The problem is when you are socially inept. Or rather lack social and people
skills. You don't tend to be as friendly with other people who ask questions
etc. Now not every programmer is socially inept. Just that some programmers
have a high level of intelligence at the sacrifice of social and people
skills.

For example during the BBS era there was a series of computer wars between
platforms and debates. In modern times it is war between frameworks and
programming languages.

No, not every programmer is like that. Programming is stressful at times, and
it depends on how well you handle the stress. Sometimes the stress makes
programmers angry and snap at people asking them questions because they feel
they should have read the manual or documentation or used a help file or
something instead of asking them something they could have looked up.

Me I was always glad to help others out as a programmer. I didn't have much in
social skills and people skills and I was a nerd, but I always tried to answer
questions in a friendly manner. I saw other programmers who did not and it did
not go well for them so I adapted. I mentored others how to program.
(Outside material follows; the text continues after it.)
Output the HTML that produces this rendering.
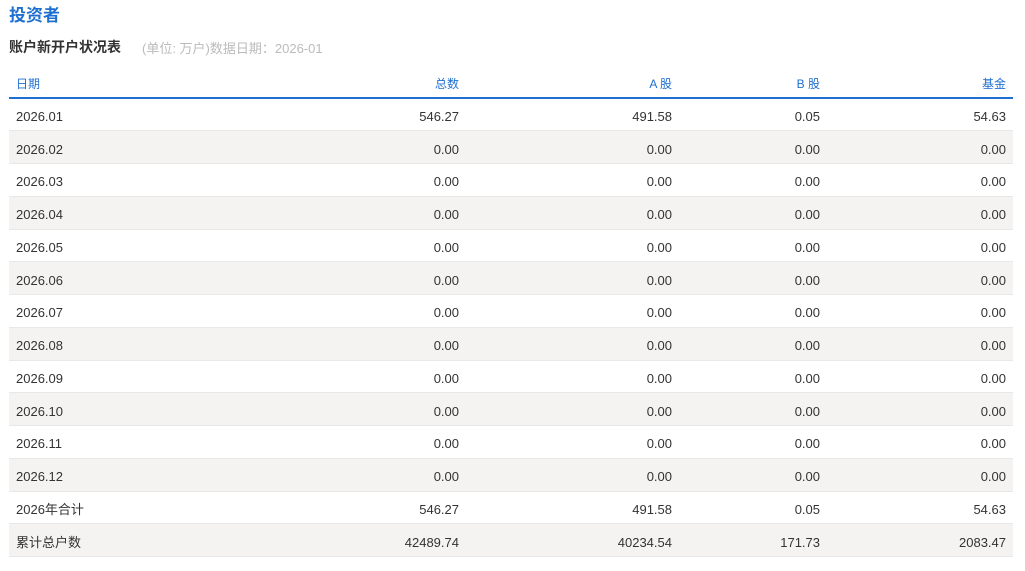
<!DOCTYPE html>
<html><head><meta charset="utf-8"><style>
body{margin:0;background:#fff;font-family:"Liberation Sans","Noto Sans CJK SC",sans-serif;width:1025px;height:571px;overflow:hidden}
.t{position:absolute;left:9px;top:1px;font-size:17px;font-weight:bold;color:#1f6fd1}
.s{position:absolute;left:9px;top:37px;font-size:14px;font-weight:bold;color:#333}
.g{position:absolute;left:142px;top:38px;font-size:13px;color:#bbb}
table{position:absolute;left:9px;top:72px;width:1004px;border-collapse:collapse;font-size:13px;color:#333}
th{height:26px;font-weight:normal;color:#1f6fd1;font-size:12px;border-bottom:2px solid #1f6fd1;text-align:right;padding:0 7px 1px;vertical-align:middle;line-height:14px;box-sizing:border-box}
td{height:32.75px;line-height:16px;border-bottom:1px solid #e8e8e8;text-align:right;padding:5px 7px 0;box-sizing:border-box}
th:first-child,td:first-child{text-align:left}
tr:nth-child(odd) td{background:#f4f3f2}
</style></head><body>
<div class="t">投资者</div>
<div class="s">账户新开户状况表</div>
<div class="g">(单位: 万户)数据日期：2026-01</div>
<table>
<colgroup><col style="width:230px"><col style="width:227px"><col style="width:213px"><col style="width:148px"><col></colgroup>
<tr><th>日期</th><th>总数</th><th>A 股</th><th>B 股</th><th>基金</th></tr>
<tr><td>2026.01</td><td>546.27</td><td>491.58</td><td>0.05</td><td>54.63</td></tr>
<tr><td>2026.02</td><td>0.00</td><td>0.00</td><td>0.00</td><td>0.00</td></tr>
<tr><td>2026.03</td><td>0.00</td><td>0.00</td><td>0.00</td><td>0.00</td></tr>
<tr><td>2026.04</td><td>0.00</td><td>0.00</td><td>0.00</td><td>0.00</td></tr>
<tr><td>2026.05</td><td>0.00</td><td>0.00</td><td>0.00</td><td>0.00</td></tr>
<tr><td>2026.06</td><td>0.00</td><td>0.00</td><td>0.00</td><td>0.00</td></tr>
<tr><td>2026.07</td><td>0.00</td><td>0.00</td><td>0.00</td><td>0.00</td></tr>
<tr><td>2026.08</td><td>0.00</td><td>0.00</td><td>0.00</td><td>0.00</td></tr>
<tr><td>2026.09</td><td>0.00</td><td>0.00</td><td>0.00</td><td>0.00</td></tr>
<tr><td>2026.10</td><td>0.00</td><td>0.00</td><td>0.00</td><td>0.00</td></tr>
<tr><td>2026.11</td><td>0.00</td><td>0.00</td><td>0.00</td><td>0.00</td></tr>
<tr><td>2026.12</td><td>0.00</td><td>0.00</td><td>0.00</td><td>0.00</td></tr>
<tr><td>2026年合计</td><td>546.27</td><td>491.58</td><td>0.05</td><td>54.63</td></tr>
<tr><td>累计总户数</td><td>42489.74</td><td>40234.54</td><td>171.73</td><td>2083.47</td></tr>
</table>
</body></html>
Most of the programmers are unfriendly towards new coders because they are
competition, and they are not at the level of the programmer yet. It is called
biting the noob, and you find it on Internet Forums on programming. Noob being
new coder or new person. It is just that they have been a programmer for X
amount of years, and some new coder comes along and wants to learn what took
them X years to learn. It is a process of trial and error, and learning from
your mistakes. At first you will write sloppy code and learn how to write
better code later.

You find the same thing from people who are experts at Linux and the new Linux
user asks them questions, and they tell them to read the manual or man pages.

------
udkl
Are you a male or a female?

Were the negative experiences mainly with males or females?

Are you yourself a developer? (vs a product manager etc)

What skill level are you at? (Intermediate, Proficient etc)

Is this in the US?

Unfortunately, sexism is a fact in the tech industry.... and maybe more-so in
the initial mentoring stages ...

I'm a male and have had good mentoring experiences.